This fact, based on Dempsey's deposition testimony, was not included in the undisputed facts submitted by the parties. We include this fact simply to explain the nature of the injury.

Dempsey subsequently sued GE, alleging that GE's negligence caused his injuries. (The specific basis for the negligence claim is discussed below.) GE has moved for summary judgment, arguing that Dempsey's negligence claim fails because GE did not owe him a duty of care as a matter of law and was not the proximate cause of his injury.

DISCUSSION

A. Summary Judgment Standard

Under Rule 56 of the Federal Rules of Civil Procedure, summary judgment is proper "if the pleadings, depositions, answers to interrogatories, and admissions on file, together with the affidavits, if any, show that there is no genuine issue as to any material fact and that the moving party is entitled to judgment as a matter of law." Fed.R.Civ.P. 56(c). In considering such a motion, the court construes the evidence and all inferences that reasonably can be drawn therefrom in the light most favorable to the nonmoving party. See Pitasi v. Gartner Group, Inc., 184 F.3d 709, 714 (7th Cir. 1999). "Summary judgment should be denied if the dispute is `genuine': `if the evidence is such that a reasonable jury could return a verdict for the nonmoving party.'" Talanda v. KFC Nat'l Mgmt. Co., 140 F.3d 1090, 1095 (7th Cir. 1998) (quoting Anderson v. Liberty Lobby, Inc., 477 U.S. 242, 248 (1986)). "[U]nless there is sufficient evidence favoring the nonmoving party for a jury to return a verdict for that party," there is no issue for trial.Anderson, 477 U.S. at 248.

B. Analysis

To succeed on his common-law negligence claim against GE, Dempsey must prove: "the existence of a duty owed by the defendant to the plaintiff, a breach of that duty and an injury proximately resulting from the breach." Deibert v. Bauer Bros. Constr. Co., Inc., 566 N.E.2d 239, 241 (Ill. 1990). "Unless a duty is owed, there is no negligence." Buchaklian v. Lake County Family Young Men's Christian Assoc., 732 N.E.2d 596, 599 (Ill.App.Ct. 2000) (citation and internal quotation marks omitted). The two issues critical to resolving the motion for summary judgment are: 1) whether the court can conclude as a matter of law that GE did not owe Dempsey a duty of care under § 343 and § 343A of the Restatement (Second) of Torts, and (2) whether there is a genuine issue of material fact regarding the proximate cause of Dempsey's injury. We address these issues in turn below.
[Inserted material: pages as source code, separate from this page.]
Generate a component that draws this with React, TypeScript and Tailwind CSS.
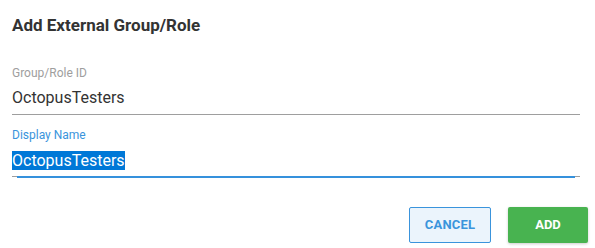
import React from "react";

export default function App() {
  return (
    <div className="w-[595px] h-[248px] bg-white font-['Roboto',sans-serif] overflow-hidden">
      <div className="pl-[12px] pr-[15px] pt-[13px]">
        <div className="text-[17px] leading-[24px] font-bold text-[#333333]">Add External Group/Role</div>
        <div className="mt-[28px]">
          <div className="text-[12px] leading-[16px] text-[#9e9e9e]">Group/Role ID</div>
          <div className="mt-[5px] text-[16px] leading-[24px] text-[#333333] pb-[4px] border-b border-[#9e9e9e]">OctopusTesters</div>
        </div>
        <div className="mt-[12px]">
          <div className="text-[12px] leading-[16px] text-[#3a94dc]">Display Name</div>
          <div className="relative mt-[6px] text-[16px] leading-[24px] text-[#333333] pb-[3px] border-b border-[#9e9e9e]">
            <span className="bg-[#0078d7] text-white">OctopusTesters</span>
            <div className="absolute left-[5px] right-[5px] bottom-[-2px] h-[2px] bg-[#3591dc]" />
          </div>
        </div>
      </div>
      <div className="flex justify-end gap-[17px] pr-[7px] mt-[30px]">
        <button className="w-[82px] h-[36px] rounded-[2px] border border-[#3a94dc] bg-[#ebf4fc] text-[#3a94dc] text-[13px] font-bold tracking-[0.2px]">CANCEL</button>
        <button className="w-[80px] h-[36px] rounded-[2px] bg-[#48b350] text-white text-[13px] font-bold shadow-[0_1px_3px_rgba(0,0,0,0.2)]">ADD</button>
      </div>
    </div>
  );
}
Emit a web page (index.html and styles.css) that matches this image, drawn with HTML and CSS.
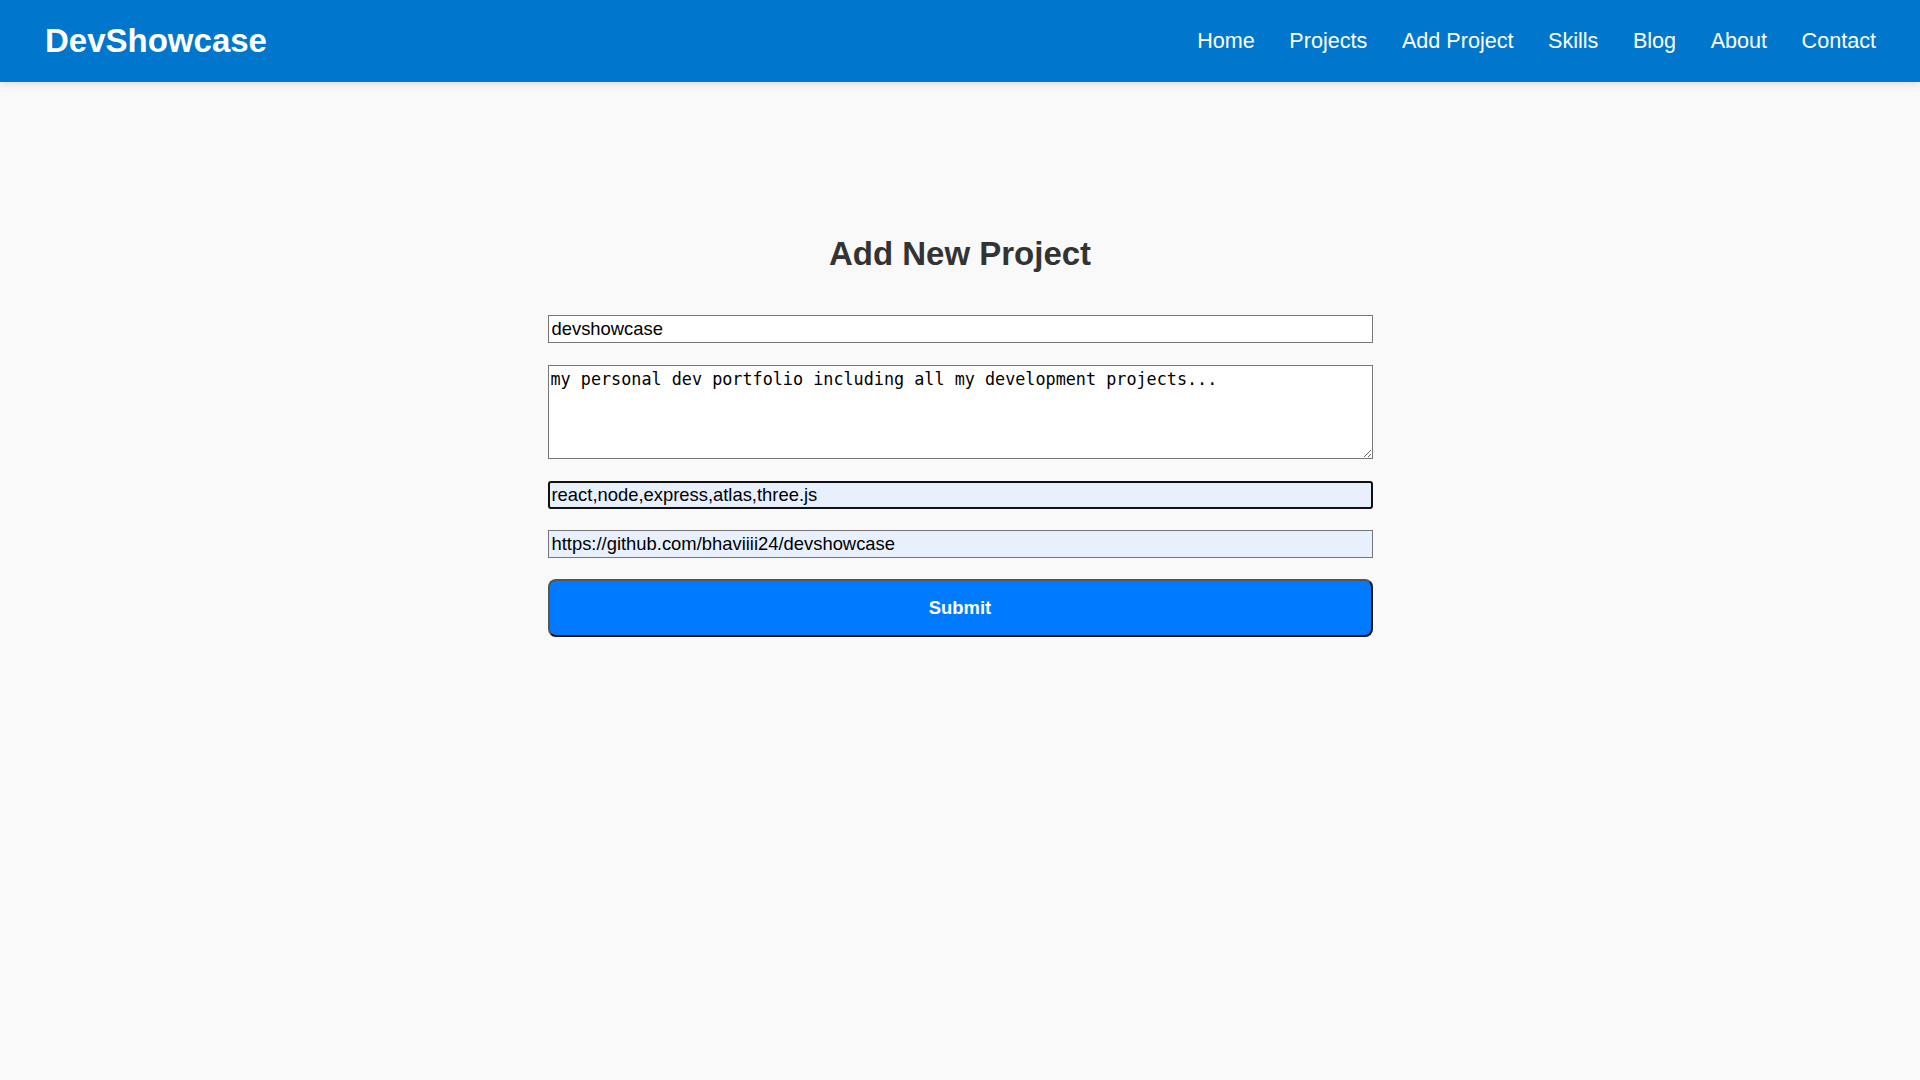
FILE: index.html
```html
<!DOCTYPE html>
<html lang="en">
<head>
<meta charset="utf-8">
<title>DevShowcase - Add Project</title>
<link rel="stylesheet" href="styles.css">
</head>
<body>
<header class="site-header">
  <div class="logo">DevShowcase</div>
  <nav class="nav">
    <a href="#">Home</a>
    <a href="#">Projects</a>
    <a href="#">Add Project</a>
    <a href="#">Skills</a>
    <a href="#">Blog</a>
    <a href="#">About</a>
    <a href="#">Contact</a>
  </nav>
</header>
<main class="page">
  <h2 class="title">Add New Project</h2>
  <form class="project-form">
    <input class="field" type="text" value="devshowcase">
    <textarea class="field area">my personal dev portfolio including all my development projects...</textarea>
    <input class="field autofill focused" type="text" value="react,node,express,atlas,three.js">
    <input class="field autofill" type="text" value="https://github.com/bhaviiii24/devshowcase">
    <button class="submit" type="button">Submit</button>
  </form>
</main>
</body>
</html>
```

FILE: styles.css
```css
* { box-sizing: border-box; }
html, body {
  margin: 0;
  padding: 0;
}
body {
  background: #f9f9f9;
  font-family: "Liberation Sans", Arial, sans-serif;
  color: #333;
  min-height: 1080px;
}
.site-header {
  height: 82px;
  background: #0077cc;
  display: flex;
  align-items: center;
  justify-content: space-between;
  padding: 0 44px 0 45px;
  box-shadow: 0 2px 8px rgba(0, 0, 0, 0.12);
  position: relative;
}
.logo {
  color: #fff;
  font-weight: bold;
  font-size: 33px;
  line-height: 1;
  padding-bottom: 1px;
}
.nav {
  display: flex;
  gap: 34.5px;
}
.nav a {
  color: #fff;
  text-decoration: none;
  font-size: 21.6px;
  line-height: 1;
}
.page {
  padding-top: 153px;
  display: flex;
  flex-direction: column;
  align-items: center;
}
.title {
  margin: 0 0 42px;
  font-size: 33px;
  line-height: 38px;
  font-weight: bold;
  color: #333;
}
.project-form {
  width: 825px;
  display: flex;
  flex-direction: column;
  gap: 21px;
}
.field {
  display: block;
  width: 100%;
  height: 28px;
  margin: 0;
  border: 1px solid #767676;
  border-radius: 0;
  background: #fff;
  color: #000;
  font-family: "Liberation Sans", Arial, sans-serif;
  font-size: 18.4px;
  padding: 2px 3px;
}
.area {
  height: 94px;
  margin: 1px 0 1px;
  font-family: "DejaVu Sans Mono", monospace;
  font-size: 16.8px;
  line-height: 1.2;
  padding: 3px 2px 2px;
  resize: vertical;
}
.autofill {
  background: #e8f0fe;
}
.focused {
  border: 2px solid #111;
  border-radius: 3px;
  padding: 1px 2px;
  outline: none;
}
.submit {
  height: 58px;
  width: 100%;
  background: #007bff;
  color: #fff;
  font-family: "Liberation Sans", Arial, sans-serif;
  font-weight: bold;
  font-size: 18.4px;
  border-width: 2px;
  border-style: solid;
  border-color: #555 #111 #111 #555;
  border-radius: 8px;
  cursor: pointer;
}
```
Some background regarding the evolution of the parties' positions is warranted. In moving for summary judgment, GE originally framed the issue as whether it owed Dempsey a duty under § 414 of the Restatement (Second) of Torts. As a general rule, a principal who employs an independent contractor is not liable for the independent contractor's acts or omissions because the principal typically does not supervise the details of the independent contractor's work. Martens v. MCL Constr. Corp., 807 N.E.2d 480, 488 (Ill.App.Ct. 2004). There is an exception to that general rule set forth in § 414 of the Restatement (Second) of Torts under which a principal who retains control of an independent contractor may be liable for negligence. Restatement (Second) of Torts § 414 (1965); Larson v. Commonwealth Edison Co., 211 N.E. 2d 247, 252-253 (1965) (recognizing § 414 as accurate expression of Illinois law). As it turns out, however, § 414 is not the issue. In responding to GE's motion for summary judgment, Dempsey conceded that GE did not owe him a duty under § 414, arguing instead that the question is whether GE owed him a duty under § 343 of the Restatement (Second) of Torts regarding the duties a possessor of land owes to invitees. GE replied that (1) it owed no duty under § 343 because any danger presented by the agitator blades was open and obvious to Dempsey, (2) none of the exceptions to the open-and-obvious doctrine apply to impose a duty on GE, and (3) Dempsey lacked evidence that any act or omission of GE was the proximate cause of his injury. Because GE raised certain issues for the first time in its reply brief, the court ordered supplemental briefing. (See 2.14.06 Minute Order.)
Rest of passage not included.